Today saw the most important act of ministry I’ve yet performed. It was for a friend outside the Temple, rather than a fellow Jedi, but they called on me because they trust me, they know as a Jedi I’m here to help, and that as a Minister that I’m here to support their spiritual needs.

I should add my friend has read this before I post it, and as such I do so with their consent.



My friend was raped just over two years ago, in a public place. It was front page news in the area. Despite counselling and a wide variety of approaches to this, they have not been able to find peace. Their nights have been disturbed by nightmares, their days by occasional replays of the night. As such, they wanted to revisit the scene of their rape, and do something to find some closure.

I went with my friend to support them, and ended up leading them through something I can only describe as a ceremony to achieve this. We first walked through their actions on the night of the crime. I asked them to take me to all the relevant places, to describe to me what they had been thinking, feeling, what their sensations were (sounds, sights, the weather, the people they met etc).

After some time we came to the place where it happened, on a beach in the town my friend grew up in. We came to the exact spot where it happened, and sat for a while, taking in the familiar sights, sounds and smells.

After some time I gave my friend a pen and paper and asked them to write a letter to their rapist. To include in it any emotions, any anger or fear or hurt, and also any questions they might want to ask this person. I encouraged my friend to be as emotional as they needed to be, to write with feeling, to create a living document of the feelings and experiences they hoped to leave behind. I reassured them that I would not read this.
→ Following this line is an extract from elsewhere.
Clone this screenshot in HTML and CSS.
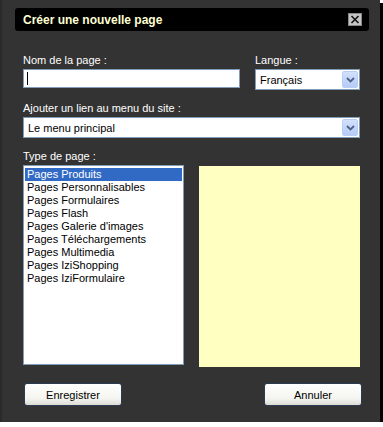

Once it was complete, we spent some time holding the note, filling it with our feelings, our pain, the intention to allow all that we held onto to flow into this artefact. It was a very emotional experience for my friend.

And then we burnt it.

It was a rainy, windy day. The burning ended up being more of a singing, and then allowing the embers to turn the whole paper to ash. We did this together, constantly relighting, to the point where our fingers were sore from the lighter. It took around 10 minutes in the end, working to make it happen. I made it clear to my friend that it was good that it wasn’t easy; that it hadn’t been easy to live with, that it hadn’t been easy to get rid of it. But that, together, we could burn it away to nothing.

In the end, the paper was gone.

Next I asked my friend to take a rock from the area where the rape occurred and throw it into the (very stormy) sea. I asked them to take time in the selection, to pick the one that felt right, and to wait for the perfect wave, holding the stone, remembering what had happened on that stone, feeling the emotions that were tied to it, to the scene, the place, the memory. And then to throw it in. I asked my friend to do this alone.

My friend stood with that stone in hand for minutes, alone. Waiting for the right moment, the right wave. Filling it with that dark memory, the years of turmoil. And my friend threw it in.

I have never been more proud of a person than I was in that moment.

We walked together up onto the road above the beach, and together we walked away. I suggested my friend not look back. I spoke of the fact we were leaving all that pain, all those thoughts, all those experiences behind. That we didn’t need them any more.



Now, this wasn’t a specifically Jedi ceremony, because my friend is not Jedi themselves. It was, however, Jedi in principle. We took the echoes of that night which lingered in the Force, the route my friend took to the scene. We imbued elements of the wider Force with that painful, internal energy. We bled it out onto the paper, into the stone. We demonstrated the transformative power of the Force, to show that what hurts most can still burn away and be gone. And we showed that even the stones which bore witness that terrible night can catch a wave, and leave. It was important to me that the final moment of the ceremony be conducted by my friend, alone. The symbolism was clear: that whilst my friend had my support through all this, they ended it themselves. They had the power to do this alone.

Burning a bit of paper and tossing a pebble, sure. But lent the weight of the symbolic language of the subconscious, of our intention, our experience. Lent the weight of ceremony, of importance, of significance… let’s just say my friend has been happier and more content than they have seemed in a long while, this afternoon. I’m hopeful I did some lasting good today. And I thank the Temple for equipping me to do it.